Он показал пестро — синий от въевшихся в кожу металлических опилок кулак.
— Ах ты, отлёт!.. Отлёт и есть, — насильно улыбались мамки и, осуждая, качали головами. А которые, не утерпев, дразнили: — Это что же, стоять вместе, бежать врозь? Да за тобой, мерин гладкий, и по чугунке не угонишься!
— Не за всяким тычком гонись, разные бывают: ни в землю, ни в огород, ни в печку, — подзадоривали Косоротого иные мужики, отвечая мамкам. — Полноте хаять, он умеет с камня драть лыко… Чего там, как глянет — лес вянет!
— Я‑то? — начинал сердиться Кирюха, всерьез засучивая рукав шинели, потрясая сызнова пестрым кулаком. — Подходи, попробуй. Черта — дьявола укокошу насмерть! Хоть чужого, хоть вашего!
— Хорошо бы, — сплюнул Апраксеин Федор. — А то когда‑то наш хромой дьяволюга подохнет, он еще и не хворал…
Большинство мужиков отмалчивалось. Они кряхтели. морщились, вздыхали, точно не опохмелились после гульбы, не успели и потому мучились, страдали. Мужики дымили напропалую самосадом, курили и не могли досыта накуриться.
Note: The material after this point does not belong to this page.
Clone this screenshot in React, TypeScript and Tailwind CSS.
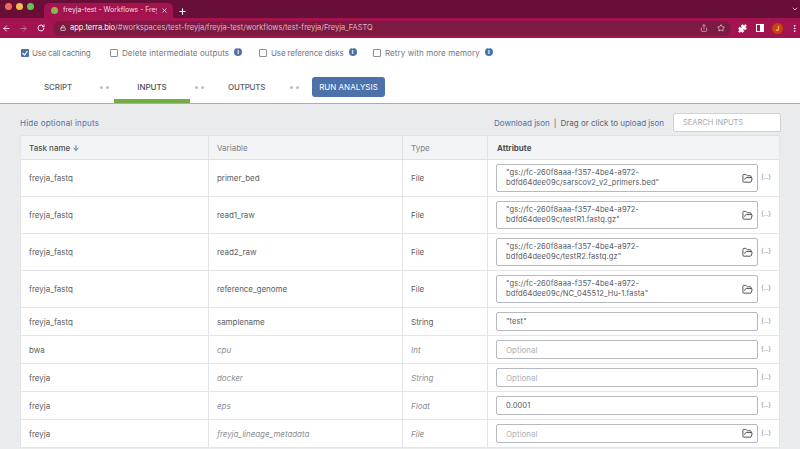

Все были возбуждены, всем не сиделось дома, ходили по задворкам, по гумнам, размахивая сильно руками, как бы торопясь куда‑то, пробовали что‑то делать по хозяйству и бросали. Мужикам было не до смеху и шуток. Да и мамкам одинаково. Некоторые мамки и мужики хоть и зубоскалили, так больше притворяясь, отводили душу, авось не так будет неловко.